### GIVEN TASK
From the first line of the data down to and including the line with "string; label: string", copy everything exactly, leaving out pictures.

______________________________

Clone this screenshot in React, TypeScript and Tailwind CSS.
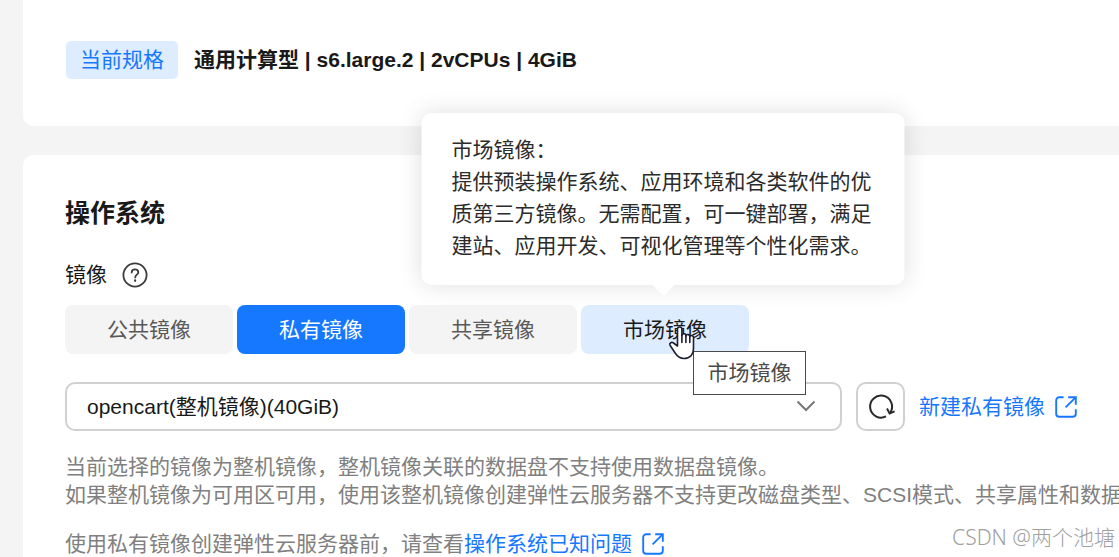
import { useState } from "react";

type ImageKind = { id: string; label: string };

const IMAGE_KINDS: ImageKind[] = [
  { id: "public", label: "公共镜像" },
  { id: "private", label: "私有镜像" },
  { id: "shared", label: "共享镜像" },
  { id: "market", label: "市场镜像" },
];

function HelpIcon() {
  return (
    <svg className="size-[26px]" viewBox="0 0 26 26" fill="none" stroke="#3c3c3c" strokeWidth="1.8" strokeLinecap="round">
      <circle cx="13" cy="13" r="11.6" />
      <path d="M9.7 10.6C9.7 8.6 11.1 7.4 13 7.4s3.3 1.2 3.3 3c0 2.2-3.1 2.4-3.1 5" />
      <path d="M13.1 18.4v.4" strokeWidth="2.2" />
    </svg>
  );
}

function RefreshIcon() {
  return (
    <svg className="size-[28px]" viewBox="0 0 28 28" fill="none" stroke="#2a2a2a" strokeWidth="2">
      <path d="M19 23.400A11 11 0 1 1 23.400 19.400" />
      <path d="M20 15.600L22.600 20.400L27.600 18.300" />
    </svg>
  );
}

function ExternalIcon() {
  return (
    <svg className="size-6 shrink-0" viewBox="0 0 24 24" fill="none" stroke="#1677ff" strokeWidth="1.9">
      <path d="M9.6 2.2H5.2a3 3 0 0 0-3 3v13.6a3 3 0 0 0 3 3h13.6a3 3 0 0 0 3-3v-4.6" />
      <path d="M14.2 2.2h7.6v7.6" />
      <path d="M21.6 2.4L11.6 12.4" />
    </svg>
  );
}

function HandCursor() {
  return (
    <svg className="pointer-events-none absolute left-[87px] top-[20px] z-20 h-[35px] w-[27px]" viewBox="0 0 27 35" fill="#fff" stroke="#1d1f33" strokeWidth="1.6" strokeLinejoin="round" strokeLinecap="round">
      <path d="M9.500 21V4.200a2.200 2.200 0 0 1 4.400 0V10.500a2 2 0 0 1 4 .600a2 2 0 0 1 3.900.900a1.900 1.900 0 0 1 3.700 1V23c0 6.500-3.500 10.500-9.500 10.500c-4.500 0-6.500-2-8.500-5L2 20.300c-1-2.300 1.700-3.800 3.500-2.300z" />
      <path d="M13.900 10.500v7M17.900 11.300v6.200M21.800 12.300v5.200" />
    </svg>
  );
}

function MarketPopover() {
  return (
    <div
      role="tooltip"
      className="absolute bottom-full left-[82px] z-10 mb-5 w-[483px] -translate-x-1/2 rounded-[10px] bg-white px-[30px] pb-[23px] pt-[21px] text-left leading-8 text-[#2b2b2b] shadow-[0_0_24px_rgba(0,0,0,0.13)]"
    >
      <p>市场镜像：</p>
      <p>提供预装操作系统、应用环境和各类软件的优质第三方镜像。无需配置，可一键部署，满足建站、应用开发、可视化管理等个性化需求。</p>
      <svg className="absolute left-1/2 top-full h-[11px] w-[22px] -translate-x-1/2" viewBox="0 0 22 11" fill="#fff">
        <path d="M0 0h22L11 11z" />
      </svg>
    </div>
  );
}

export default function App() {
  const [active, setActive] = useState("private");

  return (
    <div className="relative flex min-h-screen flex-col gap-[29px] overflow-hidden bg-[#f4f4f4] pl-[23px] font-['Liberation_Sans','Noto_Sans_CJK_SC',sans-serif] text-[21px] text-[#191919]">
      <section className="flex items-center gap-4 rounded-bl-[10px] bg-white pb-[47px] pl-[43px] pt-[41px]">
        <span className="rounded-[5px] bg-[#deecff] px-[14px] leading-[38px] text-[#1677ff]">当前规格</span>
        <strong className="font-bold leading-8">通用计算型 | s6.large.2 | 2vCPUs | 4GiB</strong>
      </section>

      <section className="grow rounded-tl-[10px] bg-white pl-[42px] pr-[41px] pt-[42px]">
        <h2 className="text-[25px] font-bold leading-8">操作系统</h2>

        <div className="mt-[33px] flex h-[26px] items-center gap-[15px]">
          <span id="image-label">镜像</span>
          <button type="button" aria-label="帮助">
            <HelpIcon />
          </button>
        </div>

        <div className="mt-[17px] flex gap-1" role="group" aria-labelledby="image-label">
          {IMAGE_KINDS.map(({ id, label }) => (
            <div key={id} className="relative">
              <button
                type="button"
                aria-pressed={active === id}
                onClick={() => setActive(id)}
                className={
                  "h-[49px] w-[168px] rounded-lg " +
                  (active === id
                    ? "bg-[#1677ff] text-white"
                    : id === "market"
                      ? "bg-[#deecff] text-[#191919]"
                      : "bg-[#f4f4f4] text-[#595959]")
                }
              >
                {label}
              </button>
              {id === "market" && (
                <>
                  <MarketPopover />
                  <HandCursor />
                  <div className="absolute left-28 top-[46px] z-10 w-[113px] whitespace-nowrap border border-[#4a4a4a] bg-white text-center leading-[42px] text-[#4a4a4a]">
                    市场镜像
                  </div>
                </>
              )}
            </div>
          ))}
        </div>

        <div className="mt-7 flex items-center gap-[14px]">
          <div className="relative grow">
            <select
              aria-labelledby="image-label"
              className="block h-[49px] w-full appearance-none rounded-[10px] border-2 border-[#d0d0d0] bg-white pl-5 pr-14"
            >
              <option>opencart(整机镜像)(40GiB)</option>
            </select>
            <svg className="pointer-events-none absolute right-[26px] top-[18px] h-3 w-5" viewBox="0 0 20 12" fill="none" stroke="#777" strokeWidth="2">
              <path d="M1.500 1.500L10 10l8.500-8.500" />
            </svg>
          </div>
          <button
            type="button"
            aria-label="刷新"
            className="flex size-[49px] items-center justify-center rounded-[10px] border-2 border-[#d0d0d0] bg-white"
          >
            <RefreshIcon />
          </button>
          <a href="#create" className="flex items-center gap-[9px] whitespace-nowrap text-[#1677ff]">
            新建私有镜像
            <ExternalIcon />
          </a>
        </div>

        <p className="mt-[22px] whitespace-nowrap leading-7 text-[#808080]">
          当前选择的镜像为整机镜像，整机镜像关联的数据盘不支持使用数据盘镜像。
          <br />
          如果整机镜像为可用区可用，使用该整机镜像创建弹性云服务器不支持更改磁盘类型、SCSI模式、共享属性和数据
        </p>

        <p className="mt-[23px] flex h-6 items-center whitespace-nowrap leading-6 text-[#808080]">
          使用私有镜像创建弹性云服务器前，请查看
          <a href="#issues" className="flex items-center gap-[9px] text-[#1677ff]">
            操作系统已知问题
            <ExternalIcon />
          </a>
        </p>
      </section>

      <span className="absolute bottom-1 right-1 font-['Noto_Sans','Noto_Sans_CJK_SC',sans-serif] text-[21px] font-light leading-8 text-[#a0a0a0] [text-shadow:0_0_2px_#fff]">
        CSDN @两个池塘
      </span>
    </div>
  );
}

______________________________

### THE COMPLETED TASK
Clone this screenshot in React, TypeScript and Tailwind CSS.
import { useState } from "react";

type ImageKind = { id: string; label: string };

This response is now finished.